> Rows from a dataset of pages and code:

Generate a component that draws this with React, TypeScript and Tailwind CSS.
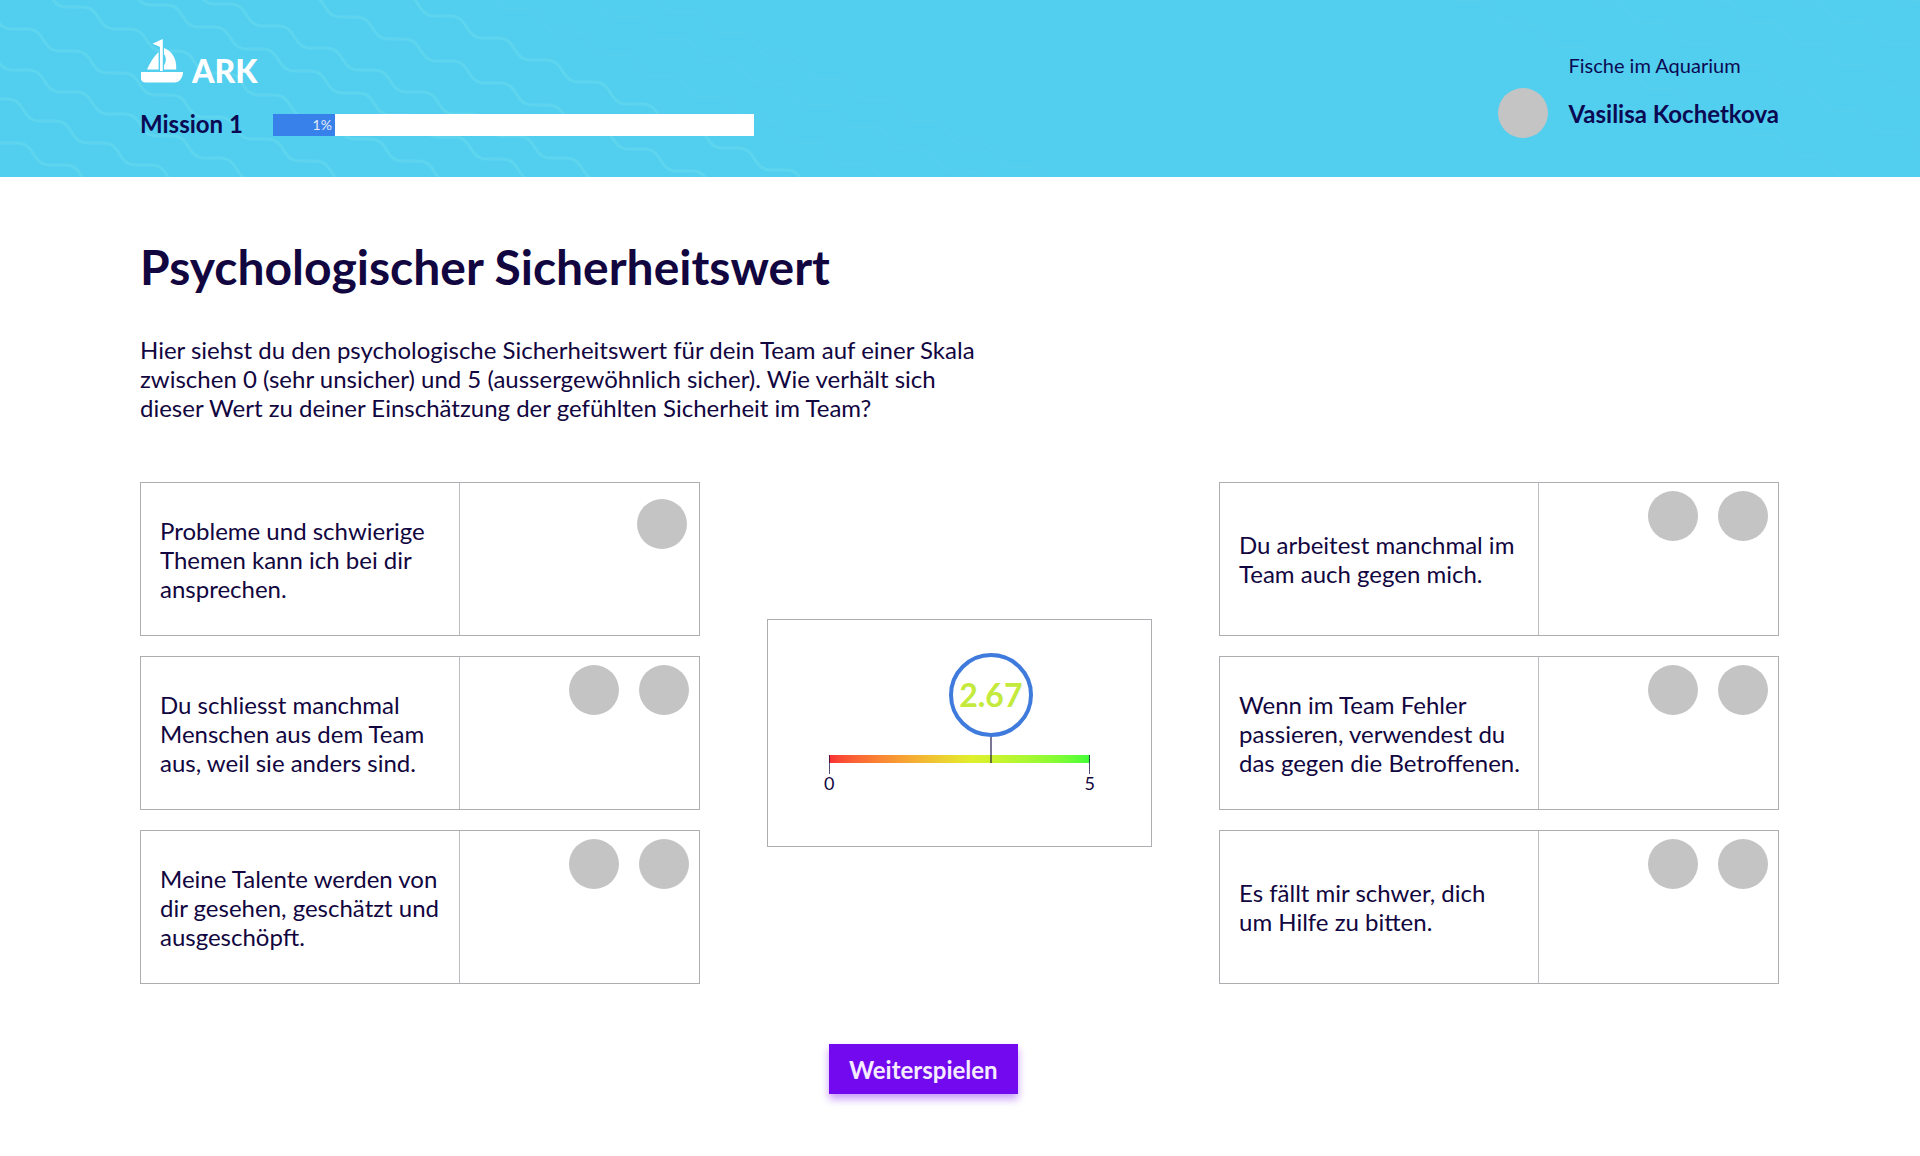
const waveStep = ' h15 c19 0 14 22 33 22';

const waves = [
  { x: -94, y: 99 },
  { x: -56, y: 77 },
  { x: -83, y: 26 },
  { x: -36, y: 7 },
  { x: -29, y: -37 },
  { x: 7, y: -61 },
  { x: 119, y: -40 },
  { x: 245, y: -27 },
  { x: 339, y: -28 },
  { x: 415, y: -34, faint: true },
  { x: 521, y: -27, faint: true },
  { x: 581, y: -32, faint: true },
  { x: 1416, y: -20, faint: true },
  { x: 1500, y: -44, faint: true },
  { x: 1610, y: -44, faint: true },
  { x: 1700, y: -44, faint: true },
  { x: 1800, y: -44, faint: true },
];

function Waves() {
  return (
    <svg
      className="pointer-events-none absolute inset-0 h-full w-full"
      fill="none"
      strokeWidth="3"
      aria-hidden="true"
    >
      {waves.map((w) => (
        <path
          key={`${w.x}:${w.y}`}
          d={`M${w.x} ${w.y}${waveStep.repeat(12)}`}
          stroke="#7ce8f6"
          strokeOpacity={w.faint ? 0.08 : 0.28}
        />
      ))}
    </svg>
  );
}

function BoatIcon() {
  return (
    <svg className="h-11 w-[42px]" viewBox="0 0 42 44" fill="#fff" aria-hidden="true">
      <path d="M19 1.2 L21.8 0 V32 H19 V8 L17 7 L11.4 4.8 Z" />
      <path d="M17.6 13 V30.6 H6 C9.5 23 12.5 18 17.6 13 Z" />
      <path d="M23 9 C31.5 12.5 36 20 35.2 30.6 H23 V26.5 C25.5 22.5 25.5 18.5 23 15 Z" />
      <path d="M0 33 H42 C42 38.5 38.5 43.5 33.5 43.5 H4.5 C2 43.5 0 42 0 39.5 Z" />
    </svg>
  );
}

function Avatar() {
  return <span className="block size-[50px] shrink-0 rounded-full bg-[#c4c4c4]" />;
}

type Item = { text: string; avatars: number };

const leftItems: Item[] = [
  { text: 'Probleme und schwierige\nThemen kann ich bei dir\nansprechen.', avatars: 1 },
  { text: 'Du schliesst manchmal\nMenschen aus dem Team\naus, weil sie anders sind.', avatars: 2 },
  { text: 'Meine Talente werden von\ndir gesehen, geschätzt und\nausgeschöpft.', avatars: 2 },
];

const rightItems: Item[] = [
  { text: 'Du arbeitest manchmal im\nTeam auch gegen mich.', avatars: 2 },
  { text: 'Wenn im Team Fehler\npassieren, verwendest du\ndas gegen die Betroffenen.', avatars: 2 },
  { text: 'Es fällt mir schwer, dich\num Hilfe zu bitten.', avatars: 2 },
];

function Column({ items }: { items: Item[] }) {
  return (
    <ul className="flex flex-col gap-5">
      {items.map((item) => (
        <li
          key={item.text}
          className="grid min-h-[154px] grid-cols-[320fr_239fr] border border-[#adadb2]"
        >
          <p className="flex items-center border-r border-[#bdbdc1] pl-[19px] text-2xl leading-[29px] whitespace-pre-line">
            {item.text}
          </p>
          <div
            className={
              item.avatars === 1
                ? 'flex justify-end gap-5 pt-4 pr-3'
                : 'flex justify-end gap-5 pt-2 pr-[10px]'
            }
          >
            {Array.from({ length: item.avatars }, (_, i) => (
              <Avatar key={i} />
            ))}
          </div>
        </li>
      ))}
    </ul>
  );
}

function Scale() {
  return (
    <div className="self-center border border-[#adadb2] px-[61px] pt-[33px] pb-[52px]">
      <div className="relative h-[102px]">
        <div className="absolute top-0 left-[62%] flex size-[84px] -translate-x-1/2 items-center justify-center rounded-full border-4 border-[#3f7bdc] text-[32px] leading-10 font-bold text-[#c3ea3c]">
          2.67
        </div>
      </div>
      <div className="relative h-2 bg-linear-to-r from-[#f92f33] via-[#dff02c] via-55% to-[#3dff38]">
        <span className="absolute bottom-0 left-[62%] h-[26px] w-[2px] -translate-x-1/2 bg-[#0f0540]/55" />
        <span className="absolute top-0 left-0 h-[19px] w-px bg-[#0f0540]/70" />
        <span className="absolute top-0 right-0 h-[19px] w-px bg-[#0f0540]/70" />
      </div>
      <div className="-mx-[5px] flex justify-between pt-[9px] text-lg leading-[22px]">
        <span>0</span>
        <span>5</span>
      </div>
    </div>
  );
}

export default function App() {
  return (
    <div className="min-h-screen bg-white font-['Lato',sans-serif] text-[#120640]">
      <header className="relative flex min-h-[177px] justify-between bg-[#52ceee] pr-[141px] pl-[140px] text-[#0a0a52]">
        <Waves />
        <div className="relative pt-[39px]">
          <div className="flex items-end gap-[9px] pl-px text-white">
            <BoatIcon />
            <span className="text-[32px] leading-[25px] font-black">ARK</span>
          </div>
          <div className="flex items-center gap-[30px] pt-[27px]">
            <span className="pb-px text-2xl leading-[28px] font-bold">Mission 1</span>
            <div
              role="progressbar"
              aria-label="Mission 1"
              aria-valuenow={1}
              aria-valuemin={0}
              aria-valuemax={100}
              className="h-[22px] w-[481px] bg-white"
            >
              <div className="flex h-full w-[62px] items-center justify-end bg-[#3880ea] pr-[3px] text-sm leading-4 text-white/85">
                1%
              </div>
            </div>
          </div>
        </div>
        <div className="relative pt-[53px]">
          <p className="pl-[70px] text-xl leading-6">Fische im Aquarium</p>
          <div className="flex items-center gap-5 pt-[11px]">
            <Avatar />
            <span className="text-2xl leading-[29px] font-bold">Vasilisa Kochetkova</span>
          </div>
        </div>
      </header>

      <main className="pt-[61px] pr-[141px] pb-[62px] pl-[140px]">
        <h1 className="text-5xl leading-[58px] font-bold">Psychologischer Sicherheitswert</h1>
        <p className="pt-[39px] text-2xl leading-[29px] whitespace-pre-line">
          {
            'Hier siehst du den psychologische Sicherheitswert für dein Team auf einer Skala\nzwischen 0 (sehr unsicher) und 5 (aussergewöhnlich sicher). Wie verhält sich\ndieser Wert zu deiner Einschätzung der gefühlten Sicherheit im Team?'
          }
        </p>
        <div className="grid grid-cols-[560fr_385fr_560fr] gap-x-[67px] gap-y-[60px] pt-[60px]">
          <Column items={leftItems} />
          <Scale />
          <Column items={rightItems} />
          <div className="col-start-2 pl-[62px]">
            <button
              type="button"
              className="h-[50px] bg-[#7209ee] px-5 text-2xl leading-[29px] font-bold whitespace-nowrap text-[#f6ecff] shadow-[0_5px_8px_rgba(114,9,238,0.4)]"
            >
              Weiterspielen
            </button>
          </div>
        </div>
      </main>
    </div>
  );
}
* * *
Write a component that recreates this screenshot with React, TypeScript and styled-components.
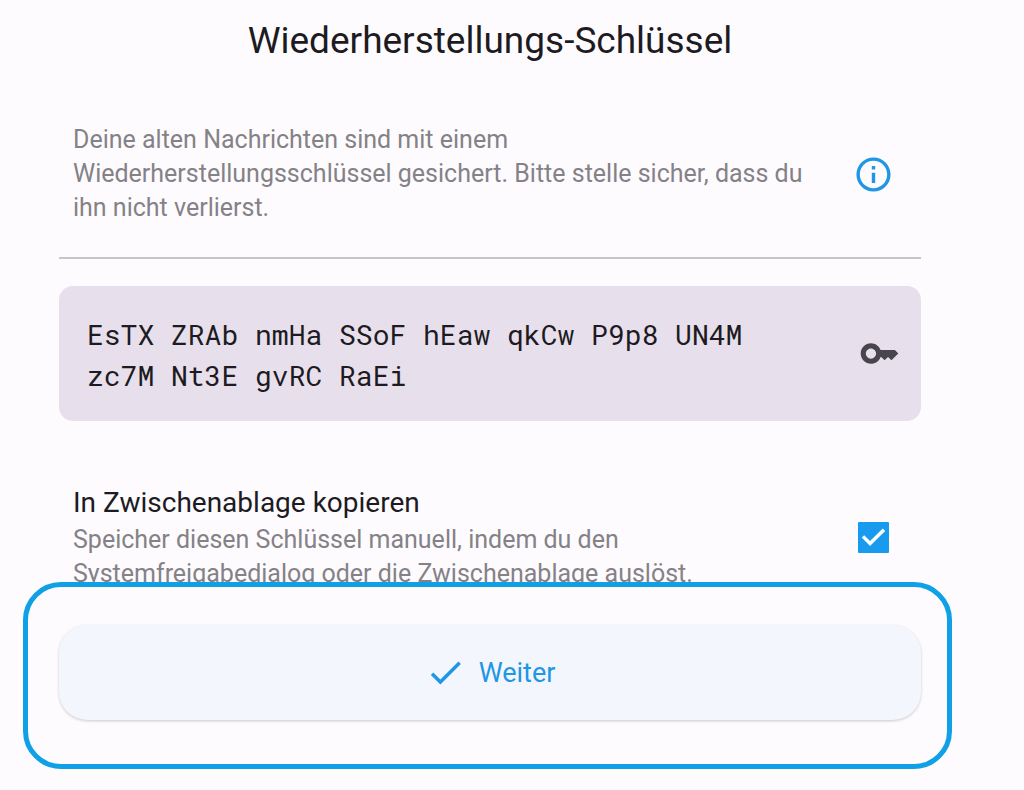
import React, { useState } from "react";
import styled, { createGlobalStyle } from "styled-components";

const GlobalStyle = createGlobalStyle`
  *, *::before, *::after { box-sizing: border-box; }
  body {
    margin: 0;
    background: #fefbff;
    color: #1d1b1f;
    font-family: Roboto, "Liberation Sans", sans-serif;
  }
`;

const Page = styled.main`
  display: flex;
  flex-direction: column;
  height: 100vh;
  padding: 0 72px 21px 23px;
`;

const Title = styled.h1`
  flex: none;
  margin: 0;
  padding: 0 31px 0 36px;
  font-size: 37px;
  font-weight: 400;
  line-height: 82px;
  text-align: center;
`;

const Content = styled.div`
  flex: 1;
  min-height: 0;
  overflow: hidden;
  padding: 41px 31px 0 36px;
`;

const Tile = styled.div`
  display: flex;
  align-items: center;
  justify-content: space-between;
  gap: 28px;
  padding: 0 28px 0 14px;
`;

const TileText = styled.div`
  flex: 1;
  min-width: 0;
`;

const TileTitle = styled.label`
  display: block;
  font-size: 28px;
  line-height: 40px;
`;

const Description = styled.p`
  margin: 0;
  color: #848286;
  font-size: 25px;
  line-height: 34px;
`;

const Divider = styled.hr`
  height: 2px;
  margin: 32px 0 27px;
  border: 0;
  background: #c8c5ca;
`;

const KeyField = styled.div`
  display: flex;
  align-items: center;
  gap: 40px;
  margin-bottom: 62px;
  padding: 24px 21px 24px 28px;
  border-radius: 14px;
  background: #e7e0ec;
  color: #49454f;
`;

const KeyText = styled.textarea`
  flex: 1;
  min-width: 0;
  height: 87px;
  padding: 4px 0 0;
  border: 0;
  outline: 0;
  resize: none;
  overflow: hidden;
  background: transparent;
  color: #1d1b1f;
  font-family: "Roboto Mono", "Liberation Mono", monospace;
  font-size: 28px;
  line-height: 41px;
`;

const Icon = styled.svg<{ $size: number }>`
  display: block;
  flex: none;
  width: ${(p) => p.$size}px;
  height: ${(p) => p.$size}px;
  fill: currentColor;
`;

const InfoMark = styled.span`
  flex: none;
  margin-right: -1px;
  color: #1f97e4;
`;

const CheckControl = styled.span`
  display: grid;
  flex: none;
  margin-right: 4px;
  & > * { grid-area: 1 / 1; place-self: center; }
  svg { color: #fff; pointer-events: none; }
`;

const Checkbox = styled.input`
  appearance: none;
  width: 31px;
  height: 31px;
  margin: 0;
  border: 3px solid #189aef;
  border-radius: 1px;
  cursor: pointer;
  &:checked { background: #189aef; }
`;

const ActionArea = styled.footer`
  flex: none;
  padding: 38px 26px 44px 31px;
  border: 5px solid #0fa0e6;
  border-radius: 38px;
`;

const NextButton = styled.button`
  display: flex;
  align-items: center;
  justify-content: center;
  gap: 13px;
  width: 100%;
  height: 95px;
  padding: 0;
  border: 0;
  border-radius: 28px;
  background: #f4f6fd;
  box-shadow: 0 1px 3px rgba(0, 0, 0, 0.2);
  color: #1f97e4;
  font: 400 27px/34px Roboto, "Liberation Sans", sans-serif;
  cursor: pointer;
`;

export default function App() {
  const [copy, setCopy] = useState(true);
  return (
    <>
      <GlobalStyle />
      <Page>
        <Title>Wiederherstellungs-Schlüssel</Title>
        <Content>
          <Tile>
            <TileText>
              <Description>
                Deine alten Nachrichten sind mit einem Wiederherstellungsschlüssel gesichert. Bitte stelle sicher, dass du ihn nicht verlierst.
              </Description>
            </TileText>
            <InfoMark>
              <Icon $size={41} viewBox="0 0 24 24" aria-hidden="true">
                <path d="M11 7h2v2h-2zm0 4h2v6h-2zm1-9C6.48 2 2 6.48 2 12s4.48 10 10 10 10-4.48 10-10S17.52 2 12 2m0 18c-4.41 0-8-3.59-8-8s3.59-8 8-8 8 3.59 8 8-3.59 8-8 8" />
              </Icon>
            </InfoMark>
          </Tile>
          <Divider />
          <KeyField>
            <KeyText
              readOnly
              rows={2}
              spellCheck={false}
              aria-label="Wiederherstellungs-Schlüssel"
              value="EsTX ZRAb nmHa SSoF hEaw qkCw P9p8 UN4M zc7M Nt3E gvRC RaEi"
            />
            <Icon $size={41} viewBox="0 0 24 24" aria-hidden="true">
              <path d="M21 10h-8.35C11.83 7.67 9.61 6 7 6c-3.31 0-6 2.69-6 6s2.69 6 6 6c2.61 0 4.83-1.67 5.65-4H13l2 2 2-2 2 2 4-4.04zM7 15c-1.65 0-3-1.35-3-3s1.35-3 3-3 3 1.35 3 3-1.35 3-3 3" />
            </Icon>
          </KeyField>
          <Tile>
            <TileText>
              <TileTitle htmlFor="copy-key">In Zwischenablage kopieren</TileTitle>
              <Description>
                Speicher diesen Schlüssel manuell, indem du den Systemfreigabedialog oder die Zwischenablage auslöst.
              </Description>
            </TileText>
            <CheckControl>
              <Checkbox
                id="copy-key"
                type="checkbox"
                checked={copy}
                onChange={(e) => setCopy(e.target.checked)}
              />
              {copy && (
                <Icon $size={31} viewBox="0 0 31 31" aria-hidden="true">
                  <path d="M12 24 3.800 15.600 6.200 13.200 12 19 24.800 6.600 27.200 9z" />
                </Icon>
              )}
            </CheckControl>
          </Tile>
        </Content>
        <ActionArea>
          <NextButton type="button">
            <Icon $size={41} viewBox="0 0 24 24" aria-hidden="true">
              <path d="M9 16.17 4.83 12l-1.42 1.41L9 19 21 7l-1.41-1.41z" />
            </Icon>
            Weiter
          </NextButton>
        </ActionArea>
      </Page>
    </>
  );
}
* * *
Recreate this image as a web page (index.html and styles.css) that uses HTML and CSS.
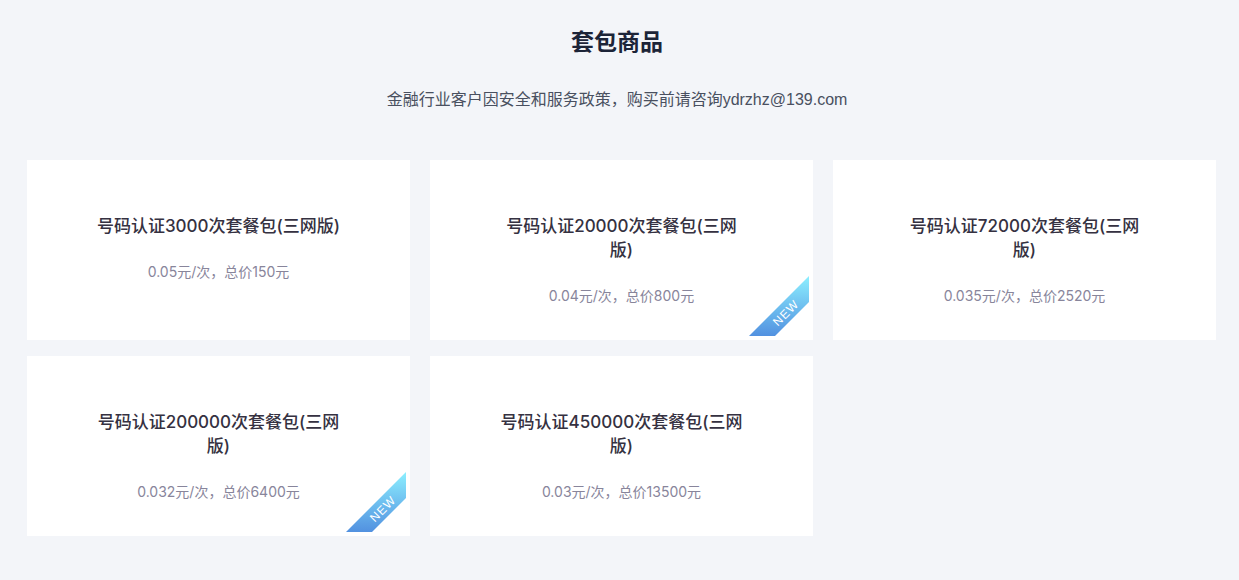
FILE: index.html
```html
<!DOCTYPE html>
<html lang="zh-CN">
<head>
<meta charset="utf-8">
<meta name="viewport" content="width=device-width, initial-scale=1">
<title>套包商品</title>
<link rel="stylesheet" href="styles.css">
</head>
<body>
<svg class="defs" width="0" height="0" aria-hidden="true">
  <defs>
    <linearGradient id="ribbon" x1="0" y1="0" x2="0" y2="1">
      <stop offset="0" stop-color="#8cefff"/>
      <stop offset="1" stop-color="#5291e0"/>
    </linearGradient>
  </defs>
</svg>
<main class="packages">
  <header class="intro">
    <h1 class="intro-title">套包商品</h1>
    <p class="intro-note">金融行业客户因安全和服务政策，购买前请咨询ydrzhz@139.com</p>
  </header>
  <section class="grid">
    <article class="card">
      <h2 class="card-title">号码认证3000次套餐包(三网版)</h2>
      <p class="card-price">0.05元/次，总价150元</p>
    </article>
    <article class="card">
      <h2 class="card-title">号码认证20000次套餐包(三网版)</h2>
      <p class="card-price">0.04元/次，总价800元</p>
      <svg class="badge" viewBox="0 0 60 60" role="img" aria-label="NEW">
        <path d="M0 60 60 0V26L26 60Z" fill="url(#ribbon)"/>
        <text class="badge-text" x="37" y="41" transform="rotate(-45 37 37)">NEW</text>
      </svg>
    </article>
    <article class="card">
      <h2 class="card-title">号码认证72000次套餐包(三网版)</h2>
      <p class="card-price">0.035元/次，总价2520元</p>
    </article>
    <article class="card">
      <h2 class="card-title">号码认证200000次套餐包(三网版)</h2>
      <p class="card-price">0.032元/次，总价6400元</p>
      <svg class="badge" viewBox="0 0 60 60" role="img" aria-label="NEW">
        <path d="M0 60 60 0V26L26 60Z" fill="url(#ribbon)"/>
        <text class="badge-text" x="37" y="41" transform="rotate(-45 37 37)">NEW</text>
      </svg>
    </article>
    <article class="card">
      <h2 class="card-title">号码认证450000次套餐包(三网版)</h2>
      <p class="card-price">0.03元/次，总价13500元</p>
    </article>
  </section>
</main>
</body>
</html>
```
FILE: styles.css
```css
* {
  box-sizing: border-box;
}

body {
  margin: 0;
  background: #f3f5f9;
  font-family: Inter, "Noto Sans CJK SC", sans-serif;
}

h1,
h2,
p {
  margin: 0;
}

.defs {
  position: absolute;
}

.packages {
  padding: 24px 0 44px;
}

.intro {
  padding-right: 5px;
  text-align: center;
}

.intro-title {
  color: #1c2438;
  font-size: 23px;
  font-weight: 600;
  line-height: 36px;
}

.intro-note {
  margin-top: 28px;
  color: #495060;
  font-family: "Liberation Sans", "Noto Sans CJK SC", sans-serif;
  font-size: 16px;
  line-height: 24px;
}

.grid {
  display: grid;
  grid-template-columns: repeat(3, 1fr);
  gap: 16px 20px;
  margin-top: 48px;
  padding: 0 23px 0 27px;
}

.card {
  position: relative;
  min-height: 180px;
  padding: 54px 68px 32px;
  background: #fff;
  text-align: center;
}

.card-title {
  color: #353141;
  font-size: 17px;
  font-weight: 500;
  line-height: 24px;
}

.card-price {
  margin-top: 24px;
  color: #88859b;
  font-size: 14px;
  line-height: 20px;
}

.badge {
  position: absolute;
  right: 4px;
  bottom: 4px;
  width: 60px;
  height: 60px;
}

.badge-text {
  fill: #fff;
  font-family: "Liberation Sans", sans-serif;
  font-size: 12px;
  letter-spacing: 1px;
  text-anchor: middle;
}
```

> What needs to be done:
Leave the pictures out, then copy word for word only the lines from the one containing "Generate a component" through the one containing "const waveStep = ' h15 c19 0 14 22 33 22';", both included.

> Problem solution:
Generate a component that draws this with React, TypeScript and Tailwind CSS.
const waveStep = ' h15 c19 0 14 22 33 22';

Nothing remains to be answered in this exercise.